#### [Exercise requirements]
Set all the material down again unchanged, without the pictures.

#### [Dataset content]
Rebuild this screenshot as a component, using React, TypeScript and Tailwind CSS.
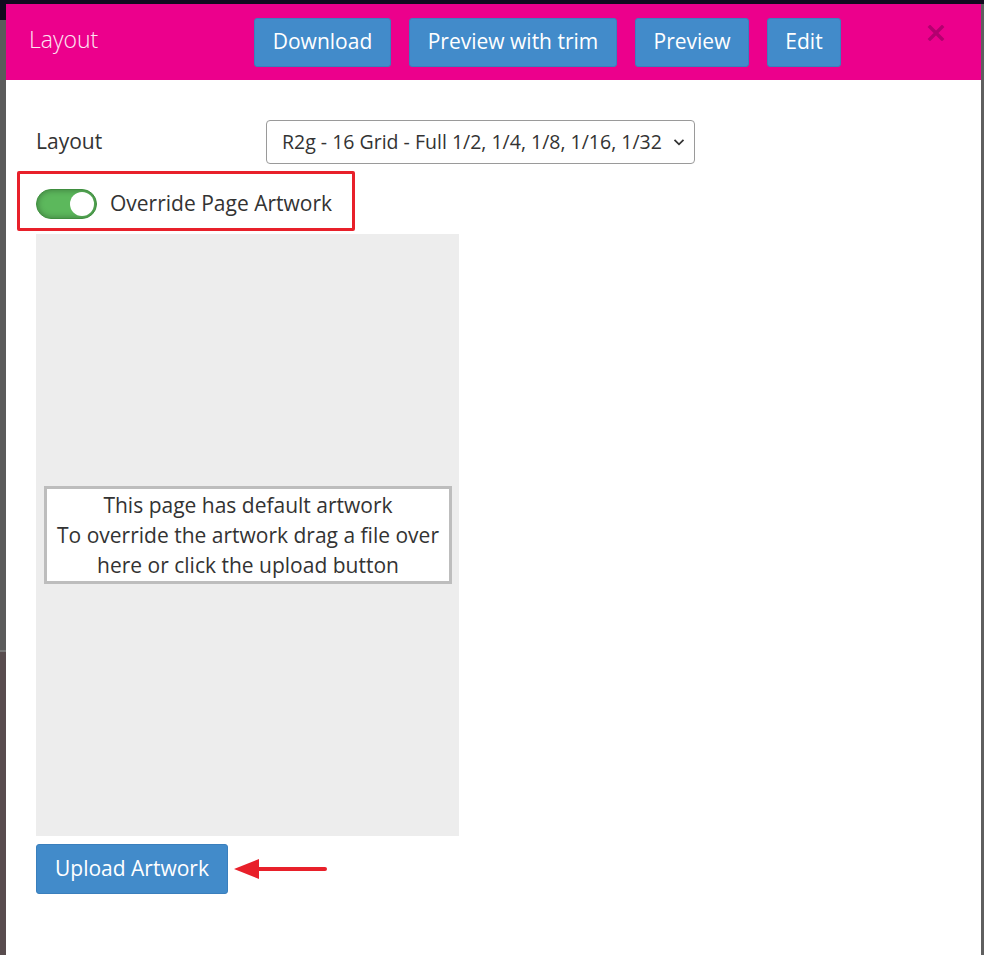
import { useState } from "react";

const font = { fontFamily: '"Open Sans", "Liberation Sans", sans-serif' };

function HeaderButton({ label, width }: { label: string; width: string }) {
  return (
    <button
      className={`${width} h-[49px] rounded-[3px] border border-[#3a7fbd] bg-[#428bca] text-[21px] text-white flex items-center justify-center`}
    >
      {label}
    </button>
  );
}

export default function App() {
  const [override, setOverride] = useState(true);

  return (
    <div className="h-[955px] w-[984px] overflow-hidden bg-[#5b5b5b] flex flex-col" style={font}>
      {/* backdrop strip at the top */}
      <div className="h-[4px] shrink-0 bg-[#120a1e]" />
      <div className="flex flex-1 min-h-0">
        <div className="w-[6px] shrink-0 flex flex-col">
          <div className="h-[16px] bg-[#120a1e]" />
          <div className="h-[630px] bg-[#5b5b5b]" />
          <div className="h-[2px] bg-[#777]" />
          <div className="flex-1 bg-[#584c4e]" />
        </div>

        {/* modal */}
        <div className="w-[975px] shrink-0 bg-white flex flex-col">
          <div className="h-[76px] shrink-0 bg-[#ec008c] flex items-center pl-[23px] pr-[35px]">
            <h1 className="w-[225px] text-[23px] font-light text-[#fde6f2] -mt-[5px]">Layout</h1>
            <div className="flex items-center gap-[18px]">
              <HeaderButton label="Download" width="w-[137px]" />
              <HeaderButton label="Preview with trim" width="w-[208px]" />
              <HeaderButton label="Preview" width="w-[114px]" />
              <HeaderButton label="Edit" width="w-[74px]" />
            </div>
            <div className="flex-1" />
            <button className="w-[20px] h-[20px] flex items-center justify-center -mt-[18px]" aria-label="Close">
              <svg width="18" height="16" viewBox="0 0 18 16">
                <path d="M3 2 L15 14 M15 2 L3 14" stroke="#b3006f" strokeWidth="3.4" strokeLinecap="square" />
              </svg>
            </button>
          </div>

          <div className="flex-1 pt-[40px] pl-[30px]">
            <div className="flex items-center h-[44px]">
              <label className="w-[230px] text-[21px] text-[#333]">Layout</label>
              <div className="w-[429px] h-[44px] rounded-[4px] border border-[#9a9a9a] bg-white flex items-center pl-[15px] pr-[8px]">
                <span className="flex-1 text-[19.5px] text-[#333] whitespace-nowrap">
                  R2g - 16 Grid - Full 1/2, 1/4, 1/8, 1/16, 1/32
                </span>
                <svg width="14" height="14" viewBox="0 0 14 14">
                  <path d="M2.5 4.8 L7 9.3 L11.5 4.8" fill="none" stroke="#333" strokeWidth="1.8" />
                </svg>
              </div>
            </div>

            <div className="mt-[7px] ml-[-19px] w-[338px] h-[60px] rounded-[2px] border-[3px] border-[#e8202a] flex items-center pl-[16px] pt-[5px]">
              <button
                onClick={() => setOverride(!override)}
                className={`relative w-[61px] h-[30px] rounded-full border ${override ? "border-[#3f8e3f] bg-[#5cb85c]" : "border-[#bbb] bg-[#ddd]"} shadow-[inset_0_0_6px_rgba(0,0,0,0.35)]`}
              >
                <span
                  className={`absolute top-[2px] ${override ? "right-[2px]" : "left-[2px]"} w-[24px] h-[24px] rounded-full bg-white`}
                />
              </button>
              <span className="ml-[13px] text-[21px] text-[#333]">Override Page Artwork</span>
            </div>

            <div className="mt-[3px] w-[423px] h-[602px] bg-[#ededed] flex items-center pl-[8px] pr-[7px]">
              <div className="w-full border-[3px] border-[#bdbdbd] bg-white text-center text-[21px] leading-[30px] text-[#333] py-[1px]">
                This page has default artwork
                <br />
                To override the artwork drag a file over
                <br />
                here or click the upload button
              </div>
            </div>

            <div className="mt-[8px] flex items-center gap-[5px]">
              <button className="w-[192px] h-[50px] rounded-[3px] border border-[#3a7fbd] bg-[#428bca] text-[21px] text-white">
                Upload Artwork
              </button>
              <svg width="96" height="24" viewBox="0 0 96 24">
                <path d="M24 12 L92 12" stroke="#e8202a" strokeWidth="4" strokeLinecap="round" />
                <path d="M1 12 L26 2 L26 22 Z" fill="#e8202a" />
              </svg>
            </div>
          </div>
        </div>

        <div className="flex-1 bg-[#5f5f5f]" />
      </div>
    </div>
  );
}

#### [Task solution]
Rebuild this screenshot as a component, using React, TypeScript and Tailwind CSS.
import { useState } from "react";

const font = { fontFamily: '"Open Sans", "Liberation Sans", sans-serif' };

function HeaderButton({ label, width }: { label: string; width: string }) {
  return (
    <button
      className={`${width} h-[49px] rounded-[3px] border border-[#3a7fbd] bg-[#428bca] text-[21px] text-white flex items-center justify-center`}
    >
      {label}
    </button>
  );
}

export default function App() {
  const [override, setOverride] = useState(true);

  return (
    <div className="h-[955px] w-[984px] overflow-hidden bg-[#5b5b5b] flex flex-col" style={font}>
      {/* backdrop strip at the top */}
      <div className="h-[4px] shrink-0 bg-[#120a1e]" />
      <div className="flex flex-1 min-h-0">
        <div className="w-[6px] shrink-0 flex flex-col">
          <div className="h-[16px] bg-[#120a1e]" />
          <div className="h-[630px] bg-[#5b5b5b]" />
          <div className="h-[2px] bg-[#777]" />
          <div className="flex-1 bg-[#584c4e]" />
        </div>

        {/* modal */}
        <div className="w-[975px] shrink-0 bg-white flex flex-col">
          <div className="h-[76px] shrink-0 bg-[#ec008c] flex items-center pl-[23px] pr-[35px]">
            <h1 className="w-[225px] text-[23px] font-light text-[#fde6f2] -mt-[5px]">Layout</h1>
            <div className="flex items-center gap-[18px]">
              <HeaderButton label="Download" width="w-[137px]" />
              <HeaderButton label="Preview with trim" width="w-[208px]" />
              <HeaderButton label="Preview" width="w-[114px]" />
              <HeaderButton label="Edit" width="w-[74px]" />
            </div>
            <div className="flex-1" />
            <button className="w-[20px] h-[20px] flex items-center justify-center -mt-[18px]" aria-label="Close">
              <svg width="18" height="16" viewBox="0 0 18 16">
                <path d="M3 2 L15 14 M15 2 L3 14" stroke="#b3006f" strokeWidth="3.4" strokeLinecap="square" />
              </svg>
            </button>
          </div>

          <div className="flex-1 pt-[40px] pl-[30px]">
            <div className="flex items-center h-[44px]">
              <label className="w-[230px] text-[21px] text-[#333]">Layout</label>
              <div className="w-[429px] h-[44px] rounded-[4px] border border-[#9a9a9a] bg-white flex items-center pl-[15px] pr-[8px]">
                <span className="flex-1 text-[19.5px] text-[#333] whitespace-nowrap">
                  R2g - 16 Grid - Full 1/2, 1/4, 1/8, 1/16, 1/32
                </span>
                <svg width="14" height="14" viewBox="0 0 14 14">
                  <path d="M2.5 4.8 L7 9.3 L11.5 4.8" fill="none" stroke="#333" strokeWidth="1.8" />
                </svg>
              </div>
            </div>

            <div className="mt-[7px] ml-[-19px] w-[338px] h-[60px] rounded-[2px] border-[3px] border-[#e8202a] flex items-center pl-[16px] pt-[5px]">
              <button
                onClick={() => setOverride(!override)}
                className={`relative w-[61px] h-[30px] rounded-full border ${override ? "border-[#3f8e3f] bg-[#5cb85c]" : "border-[#bbb] bg-[#ddd]"} shadow-[inset_0_0_6px_rgba(0,0,0,0.35)]`}
              >
                <span
                  className={`absolute top-[2px] ${override ? "right-[2px]" : "left-[2px]"} w-[24px] h-[24px] rounded-full bg-white`}
                />
              </button>
              <span className="ml-[13px] text-[21px] text-[#333]">Override Page Artwork</span>
            </div>

            <div className="mt-[3px] w-[423px] h-[602px] bg-[#ededed] flex items-center pl-[8px] pr-[7px]">
              <div className="w-full border-[3px] border-[#bdbdbd] bg-white text-center text-[21px] leading-[30px] text-[#333] py-[1px]">
                This page has default artwork
                <br />
                To override the artwork drag a file over
                <br />
                here or click the upload button
              </div>
            </div>

            <div className="mt-[8px] flex items-center gap-[5px]">
              <button className="w-[192px] h-[50px] rounded-[3px] border border-[#3a7fbd] bg-[#428bca] text-[21px] text-white">
                Upload Artwork
              </button>
              <svg width="96" height="24" viewBox="0 0 96 24">
                <path d="M24 12 L92 12" stroke="#e8202a" strokeWidth="4" strokeLinecap="round" />
                <path d="M1 12 L26 2 L26 22 Z" fill="#e8202a" />
              </svg>
            </div>
          </div>
        </div>

        <div className="flex-1 bg-[#5f5f5f]" />
      </div>
    </div>
  );
}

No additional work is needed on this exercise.